----- Dataset records

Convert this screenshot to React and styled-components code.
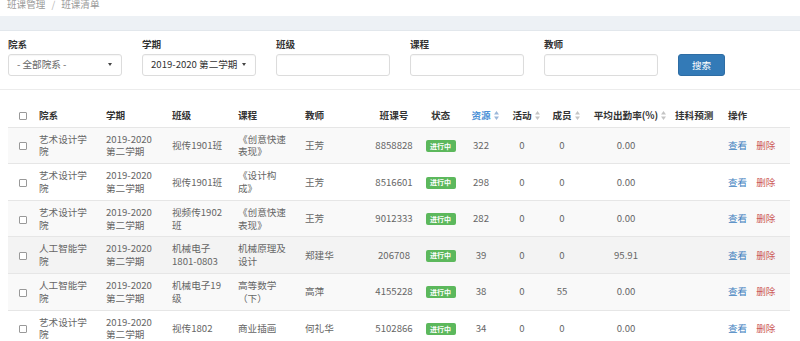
import React from "react";
import styled, { createGlobalStyle } from "styled-components";

const GlobalStyle = createGlobalStyle`
  html, body { margin: 0; padding: 0; background: #fff; }
  body {
    font-family: "Noto Sans CJK SC", "Noto Sans", sans-serif;
    font-size: 9.6px;
    line-height: 12.8px;
    color: #555;
    text-spacing-trim: space-all;
  }
  * { box-sizing: border-box; }
`;

const Page = styled.div`
  width: 800px;
  overflow: hidden;
`;

const Breadcrumb = styled.div`
  height: 16px;
  padding-left: 7px;
  line-height: 8px;
  color: #9a9a9a;
  display: flex;
  align-items: flex-start;
`;

const Sep = styled.span`
  padding: 0 6px;
  color: #b5b5b5;
`;

const Band = styled.div`
  height: 15px;
  background: #edf1f5;
  border-bottom: 1px solid #e2e7ec;
`;

const FilterPanel = styled.div`
  display: flex;
  align-items: flex-end;
  gap: 20px;
  padding: 7px 0 13px 8px;
  border-bottom: 1px solid #ececec;
`;

const FilterItem = styled.div`
  width: 114px;
  display: flex;
  flex-direction: column;
  gap: 3px;
`;

const Label = styled.div`
  font-weight: bold;
  color: #333;
  line-height: 12.8px;
`;

const fieldBase = `
  height: 22px;
  border: 1px solid #dcdcdc;
  border-radius: 3px;
  box-shadow: inset 0 1px 1px rgba(0,0,0,0.04);
  background: #fff;
`;

const Select = styled.div`
  ${fieldBase}
  display: flex;
  align-items: center;
  justify-content: space-between;
  padding: 0 9px 0 8px;
  color: ${(p) => (p.$muted ? "#666" : "#333")};
  white-space: nowrap;
`;

const Caret = styled.span`
  width: 0;
  height: 0;
  border-left: 2.5px solid transparent;
  border-right: 2.5px solid transparent;
  border-top: 3px solid #444;
`;

const Input = styled.div`
  ${fieldBase}
`;

const SearchButton = styled.button`
  width: 47px;
  height: 22px;
  border: 1px solid #2e6da4;
  border-radius: 3px;
  background: #337ab7;
  color: #fff;
  font-family: inherit;
  font-size: 9.6px;
  padding: 0;
`;

const TableWrap = styled.div`
  padding: 14px 10px 0 8px;
`;

const Table = styled.table`
  width: 782px;
  table-layout: fixed;
  border-collapse: collapse;
`;

const Th = styled.th`
  font-weight: bold;
  color: ${(p) => (p.$active ? "#4a8fd6" : "#333")};
  text-align: ${(p) => p.$align || "left"};
  padding: ${(p) => (p.$align === "center" ? "5px 2px" : "5px 4px")};
  padding-left: ${(p) => (p.$pl != null ? `${p.$pl}px` : undefined)};
  line-height: 12.8px;
  vertical-align: middle;
  white-space: nowrap;
  border-bottom: 1px solid #e6e6e6;
`;

const Tr = styled.tr`
  background: ${(p) => (p.$hover ? "#f3f3f3" : p.$striped ? "#f9f9f9" : "#fff")};
`;

const Td = styled.td`
  text-align: ${(p) => p.$align || "left"};
  padding: ${(p) => (p.$align === "center" ? "5px 2px" : "5px 8px 5px 4px")};
  padding-left: ${(p) => (p.$pl != null ? `${p.$pl}px` : undefined)};
  line-height: 12.8px;
  vertical-align: middle;
  border-top: 1px solid #e6e6e6;
  color: #666;
`;

const Checkbox = styled.span`
  display: inline-block;
  width: 8px;
  height: 8px;
  border: 1px solid #999;
  border-radius: 1px;
  background: #fff;
  vertical-align: middle;
`;

const Badge = styled.span`
  display: inline-block;
  background: #5cb85c;
  color: #fff;
  font-size: 7px;
  line-height: 9px;
  padding: 1.5px 4.5px;
  border-radius: 2px;
  font-weight: bold;
  vertical-align: middle;
`;

const SortWrap = styled.span`
  display: inline-block;
  margin-left: 3px;
  margin-right: -8px;
  vertical-align: -1px;
  line-height: 0;
`;

const Link = styled.a`
  color: ${(p) => (p.$danger ? "#cc5a57" : "#3f7fbf")};
  text-decoration: none;
  margin-right: ${(p) => (p.$danger ? "0" : "9px")};
  cursor: pointer;
`;

const SortIcon = ({ active }) => (
  <SortWrap>
    <svg width="5" height="9" viewBox="0 0 5 9">
      <polygon points="2.5,0 5,3.5 0,3.5" fill={active ? "#9bb7d9" : "#c4c4c4"} />
      <polygon points="0,5.5 5,5.5 2.5,9" fill={active ? "#9bb7d9" : "#c4c4c4"} />
    </svg>
  </SortWrap>
);

const widths = [27, 67, 66, 66, 67, 67, 52, 41, 40, 42, 38, 90, 53, 66];

const headers = [
  { key: "cb" },
  { label: "院系" },
  { label: "学期" },
  { label: "班级" },
  { label: "课程" },
  { label: "教师" },
  { label: "班课号", align: "center" },
  { label: "状态", align: "center" },
  { label: "资源", align: "center", sort: true, active: true },
  { label: "活动", align: "center", sort: true },
  { label: "成员", align: "center", sort: true },
  { label: "平均出勤率(%)", align: "center", sort: true },
  { label: "挂科预测" },
  { label: "操作" },
];

const rows = [
  ["艺术设计学院", "视传1901班", "《创意快速表现》", "王芳", "8858828", "322", "0", "0", "0.00"],
  ["艺术设计学院", "视传1901班", "《设计构成》", "王芳", "8516601", "298", "0", "0", "0.00"],
  ["艺术设计学院", "视频传1902班", "《创意快速表现》", "王芳", "9012333", "282", "0", "0", "0.00"],
  ["人工智能学院", "机械电子1801-0803", "机械原理及设计", "郑建华", "206708", "39", "0", "0", "95.91"],
  ["人工智能学院", "机械电子19级", "高等数学（下）", "高萍", "4155228", "38", "0", "55", "0.00"],
  ["艺术设计学院", "视传1802", "商业插画", "何礼华", "5102866", "34", "0", "0", "0.00"],
];

export default function App() {
  return (
    <Page>
      <GlobalStyle />
      <Breadcrumb>
        <span>班课管理</span>
        <Sep>/</Sep>
        <span>班课清单</span>
      </Breadcrumb>
      <Band />
      <FilterPanel>
        <FilterItem>
          <Label>院系</Label>
          <Select $muted>
            <span>- 全部院系 -</span>
            <Caret />
          </Select>
        </FilterItem>
        <FilterItem>
          <Label>学期</Label>
          <Select>
            <span>2019-2020 第二学期</span>
            <Caret />
          </Select>
        </FilterItem>
        <FilterItem>
          <Label>班级</Label>
          <Input />
        </FilterItem>
        <FilterItem>
          <Label>课程</Label>
          <Input />
        </FilterItem>
        <FilterItem>
          <Label>教师</Label>
          <Input />
        </FilterItem>
        <SearchButton>搜索</SearchButton>
      </FilterPanel>
      <TableWrap>
        <Table>
          <colgroup>
            {widths.map((w, i) => (
              <col key={i} style={{ width: w }} />
            ))}
          </colgroup>
          <thead>
            <tr>
              {headers.map((h, i) =>
                i === 0 ? (
                  <Th key={i} $pl={11}>
                    <Checkbox />
                  </Th>
                ) : (
                  <Th key={i} $align={h.align} $active={h.active}>
                    {h.label}
                    {h.sort && <SortIcon active={h.active} />}
                  </Th>
                )
              )}
            </tr>
          </thead>
          <tbody>
            {rows.map((r, i) => (
              <Tr key={i} $striped={i % 2 === 0} $hover={i === 3}>
                <Td $pl={11}>
                  <Checkbox />
                </Td>
                <Td>{r[0]}</Td>
                <Td>2019-2020 第二学期</Td>
                <Td>{r[1]}</Td>
                <Td>{r[2]}</Td>
                <Td>{r[3]}</Td>
                <Td $align="center">{r[4]}</Td>
                <Td $align="center">
                  <Badge>进行中</Badge>
                </Td>
                <Td $align="center">{r[5]}</Td>
                <Td $align="center">{r[6]}</Td>
                <Td $align="center">{r[7]}</Td>
                <Td $align="center">{r[8]}</Td>
                <Td />
                <Td>
                  <Link>查看</Link>
                  <Link $danger>删除</Link>
                </Td>
              </Tr>
            ))}
          </tbody>
        </Table>
      </TableWrap>
    </Page>
  );
}
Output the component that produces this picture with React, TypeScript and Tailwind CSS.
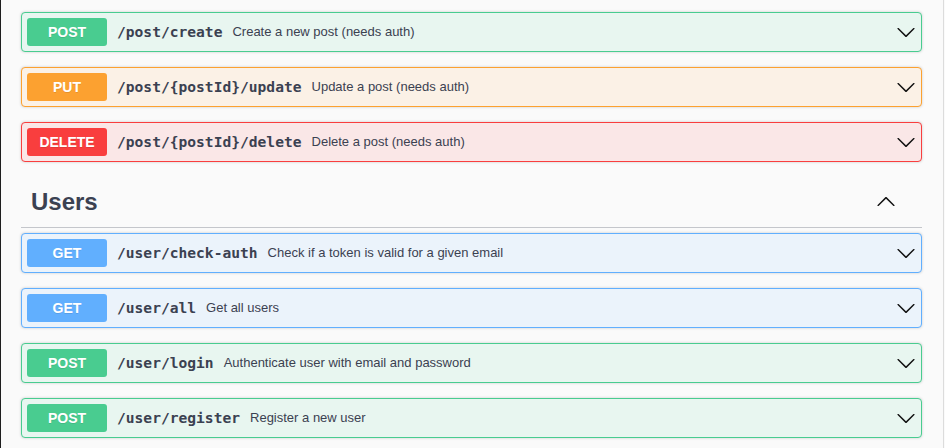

----------

Of the lines in the listing, how many hold the word "this"? Nothing but the number is needed.

2